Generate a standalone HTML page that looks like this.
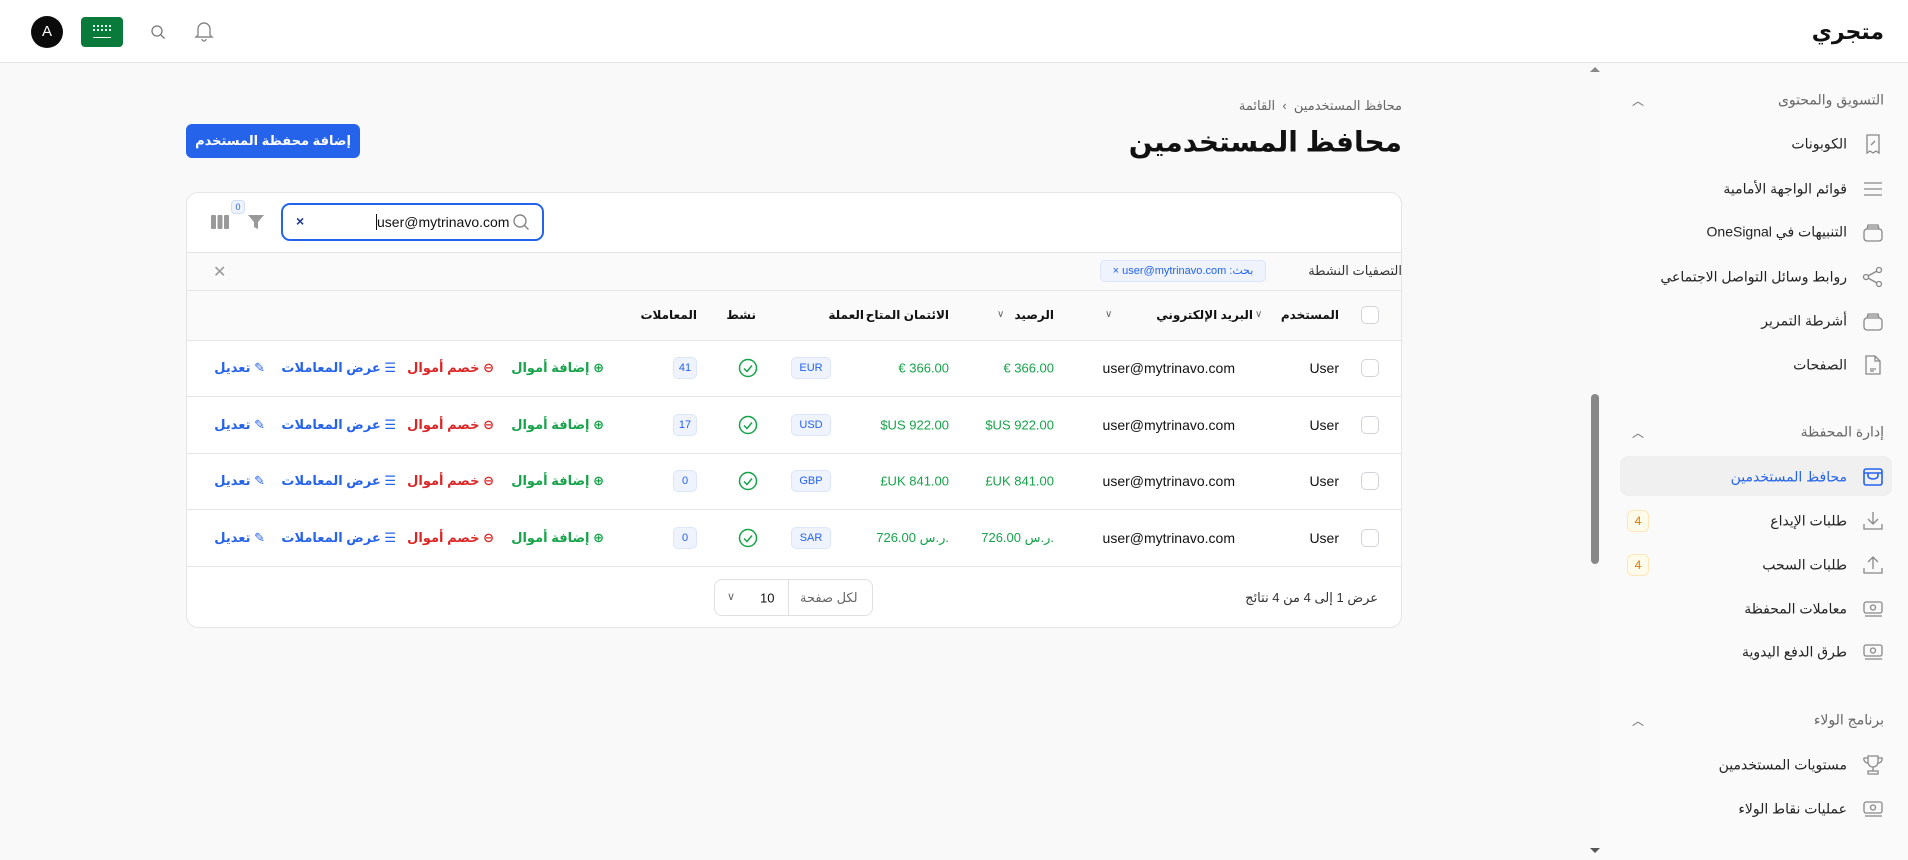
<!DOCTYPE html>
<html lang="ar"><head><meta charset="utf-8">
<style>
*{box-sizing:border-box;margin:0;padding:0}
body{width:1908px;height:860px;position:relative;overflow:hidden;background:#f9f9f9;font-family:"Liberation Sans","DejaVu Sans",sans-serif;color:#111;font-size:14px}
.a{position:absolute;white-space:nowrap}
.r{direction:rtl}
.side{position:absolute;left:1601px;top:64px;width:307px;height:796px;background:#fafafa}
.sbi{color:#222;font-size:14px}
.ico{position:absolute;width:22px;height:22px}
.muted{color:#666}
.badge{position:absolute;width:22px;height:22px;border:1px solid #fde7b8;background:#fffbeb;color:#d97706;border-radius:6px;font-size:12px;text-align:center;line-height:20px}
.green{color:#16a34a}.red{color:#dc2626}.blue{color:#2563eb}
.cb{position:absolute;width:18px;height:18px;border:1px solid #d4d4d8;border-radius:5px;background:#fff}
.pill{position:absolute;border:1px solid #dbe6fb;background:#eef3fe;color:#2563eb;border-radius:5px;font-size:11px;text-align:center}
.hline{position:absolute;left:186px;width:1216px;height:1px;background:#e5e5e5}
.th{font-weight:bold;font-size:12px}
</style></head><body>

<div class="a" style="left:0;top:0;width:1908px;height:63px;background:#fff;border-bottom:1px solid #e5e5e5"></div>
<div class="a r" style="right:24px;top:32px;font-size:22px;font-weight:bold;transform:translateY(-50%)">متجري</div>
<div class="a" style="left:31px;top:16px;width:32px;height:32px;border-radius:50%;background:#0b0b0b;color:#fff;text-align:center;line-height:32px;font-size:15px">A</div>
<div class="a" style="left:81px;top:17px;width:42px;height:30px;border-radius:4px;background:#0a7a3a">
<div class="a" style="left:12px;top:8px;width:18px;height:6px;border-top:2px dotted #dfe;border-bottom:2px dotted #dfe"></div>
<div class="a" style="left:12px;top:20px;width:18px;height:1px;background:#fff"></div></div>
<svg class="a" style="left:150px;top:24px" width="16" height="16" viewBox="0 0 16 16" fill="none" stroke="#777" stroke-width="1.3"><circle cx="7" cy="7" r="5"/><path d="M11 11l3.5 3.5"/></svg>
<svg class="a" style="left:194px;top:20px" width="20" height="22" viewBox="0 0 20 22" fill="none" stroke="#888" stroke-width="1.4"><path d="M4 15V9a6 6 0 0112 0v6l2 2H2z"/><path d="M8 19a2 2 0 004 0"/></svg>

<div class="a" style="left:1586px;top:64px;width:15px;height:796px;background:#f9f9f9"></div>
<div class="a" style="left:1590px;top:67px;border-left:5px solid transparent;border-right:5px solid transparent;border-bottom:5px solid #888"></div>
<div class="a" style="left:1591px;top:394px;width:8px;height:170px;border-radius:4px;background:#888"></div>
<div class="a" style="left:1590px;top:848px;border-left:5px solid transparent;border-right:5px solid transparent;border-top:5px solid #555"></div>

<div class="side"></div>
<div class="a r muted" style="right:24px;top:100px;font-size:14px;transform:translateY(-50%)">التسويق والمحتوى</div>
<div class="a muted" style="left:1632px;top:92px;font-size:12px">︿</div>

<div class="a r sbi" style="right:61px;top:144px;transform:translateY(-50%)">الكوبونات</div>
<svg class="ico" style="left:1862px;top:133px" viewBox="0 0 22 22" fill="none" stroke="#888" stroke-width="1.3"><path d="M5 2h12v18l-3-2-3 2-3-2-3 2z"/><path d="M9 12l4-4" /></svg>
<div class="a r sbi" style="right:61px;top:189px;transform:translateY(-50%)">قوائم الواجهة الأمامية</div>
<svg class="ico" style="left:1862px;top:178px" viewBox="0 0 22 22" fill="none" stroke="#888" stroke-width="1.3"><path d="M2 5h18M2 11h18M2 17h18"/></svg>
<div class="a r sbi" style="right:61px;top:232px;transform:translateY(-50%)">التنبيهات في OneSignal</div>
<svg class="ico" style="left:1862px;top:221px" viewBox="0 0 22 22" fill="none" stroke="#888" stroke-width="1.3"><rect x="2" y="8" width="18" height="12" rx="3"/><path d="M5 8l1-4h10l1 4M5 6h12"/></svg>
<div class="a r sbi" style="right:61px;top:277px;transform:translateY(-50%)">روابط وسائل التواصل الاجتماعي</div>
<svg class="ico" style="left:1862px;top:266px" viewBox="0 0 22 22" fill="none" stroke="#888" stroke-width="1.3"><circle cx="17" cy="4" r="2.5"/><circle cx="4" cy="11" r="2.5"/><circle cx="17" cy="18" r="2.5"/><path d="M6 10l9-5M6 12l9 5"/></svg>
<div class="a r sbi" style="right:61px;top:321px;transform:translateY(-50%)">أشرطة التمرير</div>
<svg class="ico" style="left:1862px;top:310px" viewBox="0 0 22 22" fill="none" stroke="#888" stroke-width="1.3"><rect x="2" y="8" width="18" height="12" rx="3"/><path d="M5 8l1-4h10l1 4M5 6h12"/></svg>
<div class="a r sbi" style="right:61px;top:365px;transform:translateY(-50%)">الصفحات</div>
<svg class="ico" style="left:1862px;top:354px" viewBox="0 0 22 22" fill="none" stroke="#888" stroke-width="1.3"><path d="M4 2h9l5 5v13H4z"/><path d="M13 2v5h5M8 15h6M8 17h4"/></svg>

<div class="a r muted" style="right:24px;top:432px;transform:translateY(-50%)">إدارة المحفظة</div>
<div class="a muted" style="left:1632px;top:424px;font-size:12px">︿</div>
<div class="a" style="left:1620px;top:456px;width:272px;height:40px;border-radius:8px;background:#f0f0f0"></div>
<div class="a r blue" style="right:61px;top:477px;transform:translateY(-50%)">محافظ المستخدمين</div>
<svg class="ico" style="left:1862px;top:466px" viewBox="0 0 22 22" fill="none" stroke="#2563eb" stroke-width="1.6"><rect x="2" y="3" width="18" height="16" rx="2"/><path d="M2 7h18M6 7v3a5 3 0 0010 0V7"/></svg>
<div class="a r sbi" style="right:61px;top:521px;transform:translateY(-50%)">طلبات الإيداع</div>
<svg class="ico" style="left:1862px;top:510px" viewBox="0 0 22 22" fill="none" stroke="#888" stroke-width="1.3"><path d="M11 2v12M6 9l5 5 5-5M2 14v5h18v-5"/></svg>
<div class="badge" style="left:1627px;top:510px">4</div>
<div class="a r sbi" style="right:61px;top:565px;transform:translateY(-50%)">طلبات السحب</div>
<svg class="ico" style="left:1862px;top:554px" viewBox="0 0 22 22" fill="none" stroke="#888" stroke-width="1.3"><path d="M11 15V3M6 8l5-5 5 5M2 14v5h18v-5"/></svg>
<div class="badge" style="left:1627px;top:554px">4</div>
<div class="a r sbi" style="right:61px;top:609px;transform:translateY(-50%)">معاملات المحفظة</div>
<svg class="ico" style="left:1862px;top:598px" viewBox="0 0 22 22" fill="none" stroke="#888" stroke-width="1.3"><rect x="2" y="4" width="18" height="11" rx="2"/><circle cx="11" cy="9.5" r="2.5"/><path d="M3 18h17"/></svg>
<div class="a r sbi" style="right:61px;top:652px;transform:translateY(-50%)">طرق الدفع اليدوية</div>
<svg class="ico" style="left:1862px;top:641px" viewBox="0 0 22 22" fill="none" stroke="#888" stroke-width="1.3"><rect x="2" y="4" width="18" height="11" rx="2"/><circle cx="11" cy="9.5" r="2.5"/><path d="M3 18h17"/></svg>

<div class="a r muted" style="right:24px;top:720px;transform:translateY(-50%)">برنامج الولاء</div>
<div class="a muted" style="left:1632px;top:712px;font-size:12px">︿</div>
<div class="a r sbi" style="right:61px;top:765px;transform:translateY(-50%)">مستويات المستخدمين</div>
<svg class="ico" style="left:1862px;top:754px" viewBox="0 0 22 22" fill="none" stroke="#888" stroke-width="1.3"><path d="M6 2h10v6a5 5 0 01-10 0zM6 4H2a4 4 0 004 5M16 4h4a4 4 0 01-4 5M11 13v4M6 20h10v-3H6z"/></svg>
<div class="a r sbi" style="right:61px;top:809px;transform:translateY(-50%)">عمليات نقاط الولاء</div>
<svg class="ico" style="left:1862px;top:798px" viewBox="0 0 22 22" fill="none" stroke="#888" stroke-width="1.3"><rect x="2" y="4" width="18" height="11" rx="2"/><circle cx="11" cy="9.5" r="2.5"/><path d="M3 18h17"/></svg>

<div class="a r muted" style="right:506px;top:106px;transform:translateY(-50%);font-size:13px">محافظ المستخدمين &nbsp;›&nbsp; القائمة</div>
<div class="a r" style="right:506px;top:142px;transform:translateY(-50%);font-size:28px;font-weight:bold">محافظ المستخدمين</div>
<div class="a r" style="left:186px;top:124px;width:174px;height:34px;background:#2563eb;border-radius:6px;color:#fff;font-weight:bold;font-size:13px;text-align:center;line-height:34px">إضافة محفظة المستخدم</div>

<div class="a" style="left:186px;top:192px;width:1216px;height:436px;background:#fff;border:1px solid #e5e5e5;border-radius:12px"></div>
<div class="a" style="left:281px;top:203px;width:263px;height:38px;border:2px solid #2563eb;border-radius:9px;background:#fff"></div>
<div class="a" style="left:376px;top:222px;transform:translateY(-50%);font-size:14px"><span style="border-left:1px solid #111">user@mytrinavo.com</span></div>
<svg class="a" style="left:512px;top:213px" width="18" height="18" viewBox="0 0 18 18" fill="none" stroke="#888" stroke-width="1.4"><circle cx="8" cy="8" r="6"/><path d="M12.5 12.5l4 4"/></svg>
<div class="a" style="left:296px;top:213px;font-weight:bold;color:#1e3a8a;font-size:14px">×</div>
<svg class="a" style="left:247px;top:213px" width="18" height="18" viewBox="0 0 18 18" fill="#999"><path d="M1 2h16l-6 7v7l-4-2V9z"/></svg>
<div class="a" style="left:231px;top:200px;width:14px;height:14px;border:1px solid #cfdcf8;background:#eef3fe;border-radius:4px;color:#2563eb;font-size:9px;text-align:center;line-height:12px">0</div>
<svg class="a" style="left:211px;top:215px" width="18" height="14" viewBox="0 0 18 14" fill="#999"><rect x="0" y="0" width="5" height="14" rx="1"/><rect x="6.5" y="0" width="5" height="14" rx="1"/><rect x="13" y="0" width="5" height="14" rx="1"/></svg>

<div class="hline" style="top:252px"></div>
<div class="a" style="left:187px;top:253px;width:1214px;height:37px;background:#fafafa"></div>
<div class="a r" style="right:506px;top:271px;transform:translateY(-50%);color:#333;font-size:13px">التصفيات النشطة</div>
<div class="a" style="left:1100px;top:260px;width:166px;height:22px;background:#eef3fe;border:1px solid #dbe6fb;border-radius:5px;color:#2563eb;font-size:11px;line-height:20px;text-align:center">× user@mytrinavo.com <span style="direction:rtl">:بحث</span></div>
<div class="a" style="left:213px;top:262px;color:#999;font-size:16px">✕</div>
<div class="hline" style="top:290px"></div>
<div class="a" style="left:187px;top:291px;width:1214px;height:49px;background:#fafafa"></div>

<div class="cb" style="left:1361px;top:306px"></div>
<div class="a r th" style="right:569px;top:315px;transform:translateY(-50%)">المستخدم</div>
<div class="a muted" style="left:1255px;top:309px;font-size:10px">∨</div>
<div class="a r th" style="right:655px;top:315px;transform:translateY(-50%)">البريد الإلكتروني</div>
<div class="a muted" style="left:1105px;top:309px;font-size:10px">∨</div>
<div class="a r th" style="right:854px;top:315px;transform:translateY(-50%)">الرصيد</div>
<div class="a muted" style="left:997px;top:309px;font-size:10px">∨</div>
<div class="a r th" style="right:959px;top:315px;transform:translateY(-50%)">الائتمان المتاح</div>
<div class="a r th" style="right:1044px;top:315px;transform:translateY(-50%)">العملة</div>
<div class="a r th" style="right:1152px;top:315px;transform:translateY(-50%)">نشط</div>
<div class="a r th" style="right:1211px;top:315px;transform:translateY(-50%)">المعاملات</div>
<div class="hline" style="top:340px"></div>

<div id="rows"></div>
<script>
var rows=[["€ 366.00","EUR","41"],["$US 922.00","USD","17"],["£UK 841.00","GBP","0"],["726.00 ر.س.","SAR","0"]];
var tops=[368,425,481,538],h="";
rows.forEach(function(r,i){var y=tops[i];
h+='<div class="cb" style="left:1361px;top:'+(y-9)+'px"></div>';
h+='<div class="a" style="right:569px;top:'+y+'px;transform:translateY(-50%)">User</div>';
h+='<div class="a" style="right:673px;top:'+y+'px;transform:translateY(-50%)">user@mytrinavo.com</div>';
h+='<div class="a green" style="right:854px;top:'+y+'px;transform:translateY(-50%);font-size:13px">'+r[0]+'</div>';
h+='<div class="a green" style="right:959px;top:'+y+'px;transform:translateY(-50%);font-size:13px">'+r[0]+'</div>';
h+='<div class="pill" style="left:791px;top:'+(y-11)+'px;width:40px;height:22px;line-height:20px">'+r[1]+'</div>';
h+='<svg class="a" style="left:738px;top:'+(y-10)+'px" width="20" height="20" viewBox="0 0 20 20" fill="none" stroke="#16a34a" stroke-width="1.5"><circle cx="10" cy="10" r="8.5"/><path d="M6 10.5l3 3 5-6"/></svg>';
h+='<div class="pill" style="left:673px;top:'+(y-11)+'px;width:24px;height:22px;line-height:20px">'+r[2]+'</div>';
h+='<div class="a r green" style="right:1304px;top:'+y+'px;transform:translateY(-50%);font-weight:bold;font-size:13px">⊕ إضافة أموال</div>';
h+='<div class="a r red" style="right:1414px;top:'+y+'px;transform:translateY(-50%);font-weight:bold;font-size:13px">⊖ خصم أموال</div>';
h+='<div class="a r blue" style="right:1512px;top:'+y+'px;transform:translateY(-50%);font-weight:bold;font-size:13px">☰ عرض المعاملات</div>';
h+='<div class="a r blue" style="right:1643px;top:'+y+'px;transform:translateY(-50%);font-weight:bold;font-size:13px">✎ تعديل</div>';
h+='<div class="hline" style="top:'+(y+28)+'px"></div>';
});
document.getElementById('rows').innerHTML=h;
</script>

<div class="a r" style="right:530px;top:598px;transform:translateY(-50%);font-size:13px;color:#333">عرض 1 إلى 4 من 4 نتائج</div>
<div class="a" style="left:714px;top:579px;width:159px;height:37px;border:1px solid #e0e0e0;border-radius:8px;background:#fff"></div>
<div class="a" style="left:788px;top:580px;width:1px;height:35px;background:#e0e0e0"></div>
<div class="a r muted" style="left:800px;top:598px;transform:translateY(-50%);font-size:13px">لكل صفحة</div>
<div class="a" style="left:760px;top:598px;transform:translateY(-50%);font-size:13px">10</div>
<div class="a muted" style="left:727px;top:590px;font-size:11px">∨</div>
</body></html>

# # # #

* [EXERCISE BRIEF] Repeat, with no pictures, each line from the beginning of the data through the line containing "</style></head><body>", inclusive.

* [TASK ANSWER]
Generate a standalone HTML page that looks like this.
<!DOCTYPE html>
<html lang="ar"><head><meta charset="utf-8">
<style>
*{box-sizing:border-box;margin:0;padding:0}
body{width:1908px;height:860px;position:relative;overflow:hidden;background:#f9f9f9;font-family:"Liberation Sans","DejaVu Sans",sans-serif;color:#111;font-size:14px}
.a{position:absolute;white-space:nowrap}
.r{direction:rtl}
.side{position:absolute;left:1601px;top:64px;width:307px;height:796px;background:#fafafa}
.sbi{color:#222;font-size:14px}
.ico{position:absolute;width:22px;height:22px}
.muted{color:#666}
.badge{position:absolute;width:22px;height:22px;border:1px solid #fde7b8;background:#fffbeb;color:#d97706;border-radius:6px;font-size:12px;text-align:center;line-height:20px}
.green{color:#16a34a}.red{color:#dc2626}.blue{color:#2563eb}
.cb{position:absolute;width:18px;height:18px;border:1px solid #d4d4d8;border-radius:5px;background:#fff}
.pill{position:absolute;border:1px solid #dbe6fb;background:#eef3fe;color:#2563eb;border-radius:5px;font-size:11px;text-align:center}
.hline{position:absolute;left:186px;width:1216px;height:1px;background:#e5e5e5}
.th{font-weight:bold;font-size:12px}
</style></head><body>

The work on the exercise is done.